__TASK BRIEF__. Each entry below is to be written out exactly, and the pictures are to be left out.

(A block of data)
━━━━
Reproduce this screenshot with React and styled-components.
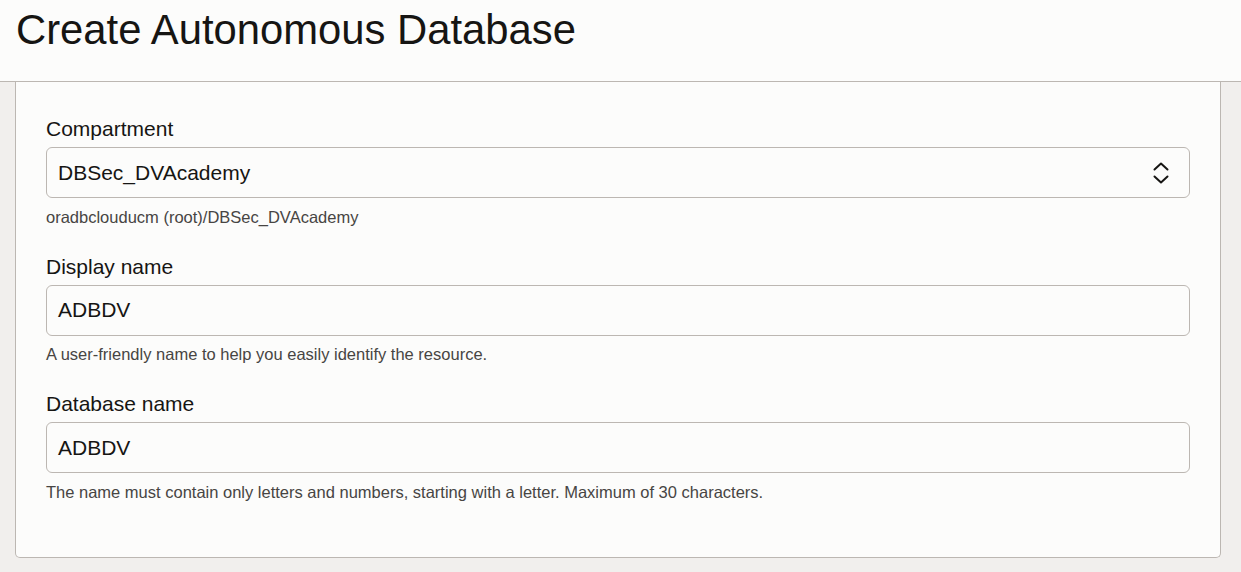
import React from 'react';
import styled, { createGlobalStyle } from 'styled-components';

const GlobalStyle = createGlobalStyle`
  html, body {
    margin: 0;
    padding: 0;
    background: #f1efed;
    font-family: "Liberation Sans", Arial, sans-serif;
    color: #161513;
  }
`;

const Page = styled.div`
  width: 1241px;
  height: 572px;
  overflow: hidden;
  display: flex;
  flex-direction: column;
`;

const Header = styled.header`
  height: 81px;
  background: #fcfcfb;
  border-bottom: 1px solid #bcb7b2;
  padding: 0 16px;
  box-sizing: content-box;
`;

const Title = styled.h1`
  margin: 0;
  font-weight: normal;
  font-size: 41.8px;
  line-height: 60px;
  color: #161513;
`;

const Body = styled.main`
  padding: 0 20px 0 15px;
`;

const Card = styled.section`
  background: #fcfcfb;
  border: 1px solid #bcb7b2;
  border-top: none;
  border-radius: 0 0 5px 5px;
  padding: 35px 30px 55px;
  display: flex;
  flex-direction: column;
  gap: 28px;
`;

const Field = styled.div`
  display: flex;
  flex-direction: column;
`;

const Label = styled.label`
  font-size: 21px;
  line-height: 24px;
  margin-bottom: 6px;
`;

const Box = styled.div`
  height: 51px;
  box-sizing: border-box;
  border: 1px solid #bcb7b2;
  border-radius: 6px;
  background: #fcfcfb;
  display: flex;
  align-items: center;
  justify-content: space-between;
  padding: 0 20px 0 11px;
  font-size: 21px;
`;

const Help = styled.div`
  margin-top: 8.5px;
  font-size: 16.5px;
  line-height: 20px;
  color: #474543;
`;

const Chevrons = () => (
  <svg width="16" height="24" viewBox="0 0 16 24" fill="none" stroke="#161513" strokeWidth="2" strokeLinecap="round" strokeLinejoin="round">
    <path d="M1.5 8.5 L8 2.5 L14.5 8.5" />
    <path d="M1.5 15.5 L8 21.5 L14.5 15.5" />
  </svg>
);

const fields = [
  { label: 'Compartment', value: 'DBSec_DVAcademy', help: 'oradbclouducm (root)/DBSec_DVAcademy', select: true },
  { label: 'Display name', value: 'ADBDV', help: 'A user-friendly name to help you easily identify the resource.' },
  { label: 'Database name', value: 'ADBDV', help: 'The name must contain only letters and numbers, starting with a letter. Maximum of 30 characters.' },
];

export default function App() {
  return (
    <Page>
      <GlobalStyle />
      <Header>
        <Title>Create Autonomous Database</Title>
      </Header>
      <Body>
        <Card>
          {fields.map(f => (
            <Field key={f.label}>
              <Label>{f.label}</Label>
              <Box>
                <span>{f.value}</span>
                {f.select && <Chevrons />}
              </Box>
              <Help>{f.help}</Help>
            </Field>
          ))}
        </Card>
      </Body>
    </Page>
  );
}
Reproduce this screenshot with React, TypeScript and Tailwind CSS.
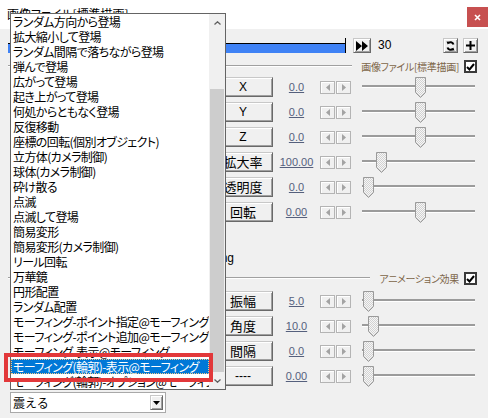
━━━━
__ANSWER IN FULL__.
Reproduce this screenshot with React and styled-components.
import React from 'react';
import styled, { createGlobalStyle } from 'styled-components';

const GlobalStyle = createGlobalStyle`
  html, body {
    margin: 0;
    padding: 0;
    background: #f1efed;
    font-family: "Liberation Sans", Arial, sans-serif;
    color: #161513;
  }
`;

const Page = styled.div`
  width: 1241px;
  height: 572px;
  overflow: hidden;
  display: flex;
  flex-direction: column;
`;

const Header = styled.header`
  height: 81px;
  background: #fcfcfb;
  border-bottom: 1px solid #bcb7b2;
  padding: 0 16px;
  box-sizing: content-box;
`;

const Title = styled.h1`
  margin: 0;
  font-weight: normal;
  font-size: 41.8px;
  line-height: 60px;
  color: #161513;
`;

const Body = styled.main`
  padding: 0 20px 0 15px;
`;

const Card = styled.section`
  background: #fcfcfb;
  border: 1px solid #bcb7b2;
  border-top: none;
  border-radius: 0 0 5px 5px;
  padding: 35px 30px 55px;
  display: flex;
  flex-direction: column;
  gap: 28px;
`;

const Field = styled.div`
  display: flex;
  flex-direction: column;
`;

const Label = styled.label`
  font-size: 21px;
  line-height: 24px;
  margin-bottom: 6px;
`;

const Box = styled.div`
  height: 51px;
  box-sizing: border-box;
  border: 1px solid #bcb7b2;
  border-radius: 6px;
  background: #fcfcfb;
  display: flex;
  align-items: center;
  justify-content: space-between;
  padding: 0 20px 0 11px;
  font-size: 21px;
`;

const Help = styled.div`
  margin-top: 8.5px;
  font-size: 16.5px;
  line-height: 20px;
  color: #474543;
`;

const Chevrons = () => (
  <svg width="16" height="24" viewBox="0 0 16 24" fill="none" stroke="#161513" strokeWidth="2" strokeLinecap="round" strokeLinejoin="round">
    <path d="M1.5 8.5 L8 2.5 L14.5 8.5" />
    <path d="M1.5 15.5 L8 21.5 L14.5 15.5" />
  </svg>
);

const fields = [
  { label: 'Compartment', value: 'DBSec_DVAcademy', help: 'oradbclouducm (root)/DBSec_DVAcademy', select: true },
  { label: 'Display name', value: 'ADBDV', help: 'A user-friendly name to help you easily identify the resource.' },
  { label: 'Database name', value: 'ADBDV', help: 'The name must contain only letters and numbers, starting with a letter. Maximum of 30 characters.' },
];

export default function App() {
  return (
    <Page>
      <GlobalStyle />
      <Header>
        <Title>Create Autonomous Database</Title>
      </Header>
      <Body>
        <Card>
          {fields.map(f => (
            <Field key={f.label}>
              <Label>{f.label}</Label>
              <Box>
                <span>{f.value}</span>
                {f.select && <Chevrons />}
              </Box>
              <Help>{f.help}</Help>
            </Field>
          ))}
        </Card>
      </Body>
    </Page>
  );
}
Reproduce this screenshot with React, TypeScript and Tailwind CSS.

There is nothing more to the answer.